Ruby Payne Scott

Ruby Violet Hall (1912-1981), physicist, was born on 28 May 1912 at Grafton, New South Wales, daughter of Amy and Cyril Hermann Payne Scott, accountant. She attended Fort St Girls' High and the University of Sydney, graduating BSc in 1933 with first class honours in mathematics and physics. She shared the Deas Thomson Scholarship for Physics III and the Walter Burfitt scholarship for physics with R. H. Healey and received the Norbert Quirk prize for Mathematics III.

Ruby worked as a demonstrator in the Physics Department and the following year was appointed assistant physicist in cancer research. During her period in this appointment she published two papers on X-ray research, the first in 1936 in the Journal of Cancer Research, and the second in the British Journal of Radiology in 1937. During these years she also worked for her MSc (1936).

After obtaining her MSc she returned to the Department of Physics and worked as a demonstrator. There were few opportunities for academic promotion and so Ruby prepared for a teaching career. In 1938 she was awarded a Diploma in Education and took up a position as science mistress at Woodlands Church of England Grammar School, Glenelg in South Australia.

The war changed many lives. For Ruby it opened the doors once more to a career in her chosen field of physics and mathematics. She returned to Sydney and joined the staff of the Amalgamated Wireless Australasia as a radio engineer. She spent two and a half years working with AWA and then in August 1941 was appointed assistant research officer in the Division of Radio Physics in the CSIR.

During the war years she worked on radar development and after the war on research in radio astronomy.
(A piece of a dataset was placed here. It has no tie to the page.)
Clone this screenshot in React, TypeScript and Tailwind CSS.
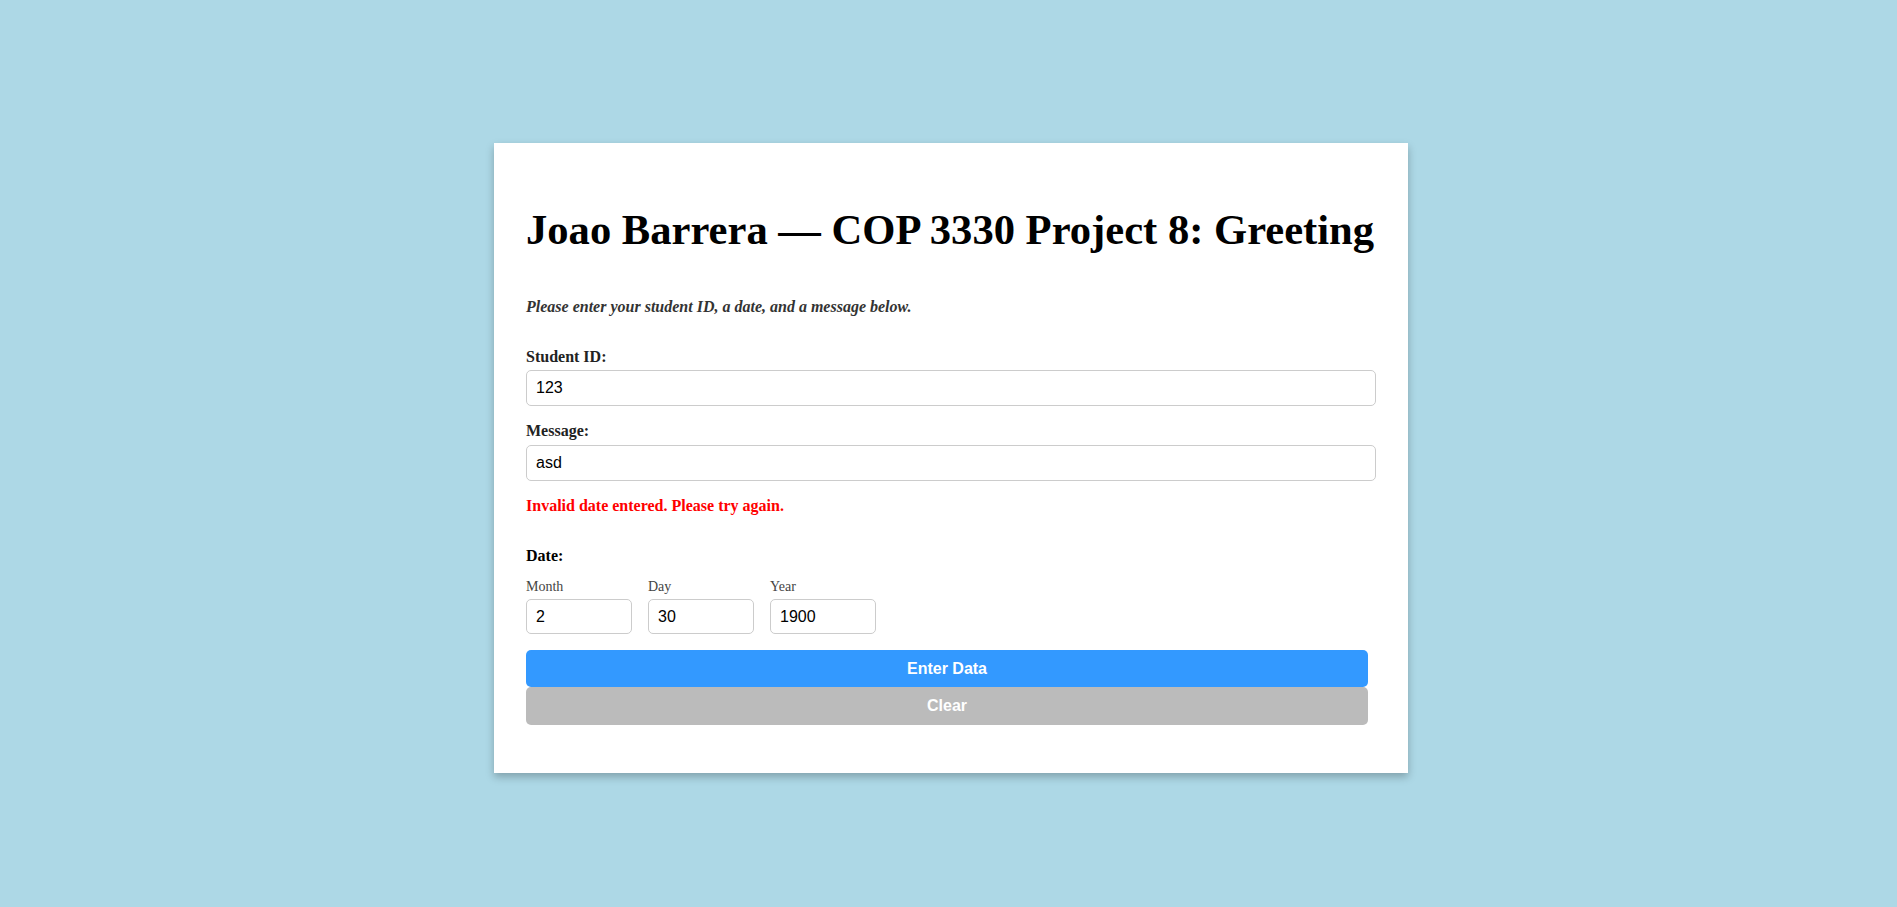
import React, { useState } from "react";

const serif = "font-['Liberation_Serif','Times_New_Roman',serif]";
const sans = "font-['Liberation_Sans',Arial,sans-serif]";

const DateField = ({ label, value }: { label: string; value: string }) => (
  <div className="flex flex-col">
    <label className={`${serif} text-[14px] leading-[18px] text-[#444]`}>{label}</label>
    <input
      defaultValue={value}
      className={`${sans} mt-[3px] w-[106px] h-[35px] px-[9px] text-[16px] text-black border border-[#ccc] rounded-[5px] outline-none`}
    />
  </div>
);

const App: React.FC = () => {
  const [studentId] = useState("123");
  const [message] = useState("asd");

  return (
    <div className="min-h-screen w-full bg-[#add8e6] flex pl-[494px] pt-[143px]">
      <div className="w-[914px] h-[630px] bg-white px-8 pt-8 shadow-[0_4px_8px_rgba(0,0,0,0.25)]">
        <h1 className={`${serif} mt-[31px] text-[42.6px] leading-[48px] font-bold text-black whitespace-nowrap`}>
          Joao Barrera — COP 3330 Project 8: Greeting
        </h1>

        <p className={`${serif} mt-[43px] text-[16px] leading-[20px] italic font-bold text-[#333]`}>
          Please enter your student ID, a date, and a message below.
        </p>

        <div className="mt-[30px] flex flex-col">
          <label className={`${serif} text-[16px] leading-[20px] font-bold text-[#222]`}>Student ID:</label>
          <input
            defaultValue={studentId}
            className={`${sans} mt-[3px] w-full h-[36px] px-[9px] text-[16px] text-black border border-[#ccc] rounded-[5px] outline-none`}
          />
        </div>

        <div className="mt-[15px] flex flex-col">
          <label className={`${serif} text-[16px] leading-[20px] font-bold text-[#222]`}>Message:</label>
          <input
            defaultValue={message}
            className={`${sans} mt-[4px] w-full h-[36px] px-[9px] text-[16px] text-black border border-[#ccc] rounded-[5px] outline-none`}
          />
        </div>

        <p className={`${serif} mt-[15px] text-[16px] leading-[20px] font-bold text-[#ff0000]`}>
          Invalid date entered. Please try again.
        </p>

        <div className={`${serif} mt-[30px] text-[16px] leading-[20px] font-bold text-black`}>Date:</div>

        <div className="mt-[12px] flex gap-4">
          <DateField label="Month" value="2" />
          <DateField label="Day" value="30" />
          <DateField label="Year" value="1900" />
        </div>

        <div className="mt-4 w-[842px] flex flex-col">
          <button className={`${sans} h-[37px] bg-[#3399ff] text-white text-[16px] font-bold rounded-[5px]`}>
            Enter Data
          </button>
          <button className={`${sans} h-[38px] bg-[#bbbbbb] text-white text-[16px] font-bold rounded-[5px]`}>
            Clear
          </button>
        </div>
      </div>
    </div>
  );
};

export default App;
She wrote a number of papers which were published in scientific journals both as sole author or co-author. Her co-authors included J. L. Pawsey, L. L. McCready, D. E. Yabsley and J. G. Bolton. In 1946 she was reclassified to research officer and on her retirement was a research officer grade III.
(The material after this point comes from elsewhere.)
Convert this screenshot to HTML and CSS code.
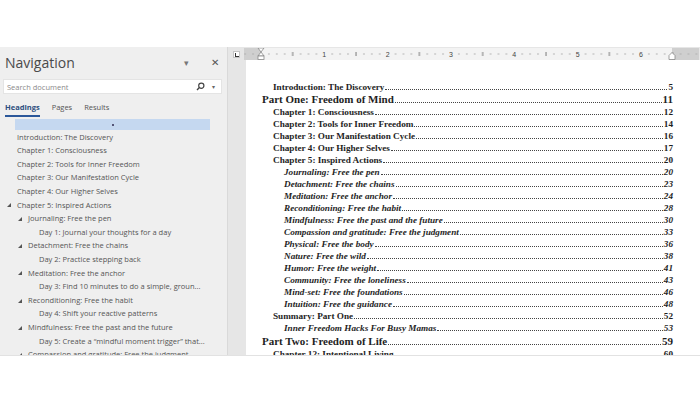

In 1944 Ruby married W. H. Hall but continued her career until July 1951 when she resigned to await the birth of her son. In 1961 Ruby returned to the workforce - it was too late to return to her chosen field but she now used her talents in the education of young girls. She was appointed as mathematics and science teacher at Danebank Anglican School for Girls, Sydney, and established a Science Department at the School. She remained at this school until her retirement in 1974. She died on 25 May 1981, survived by her husband, a son and a daughter.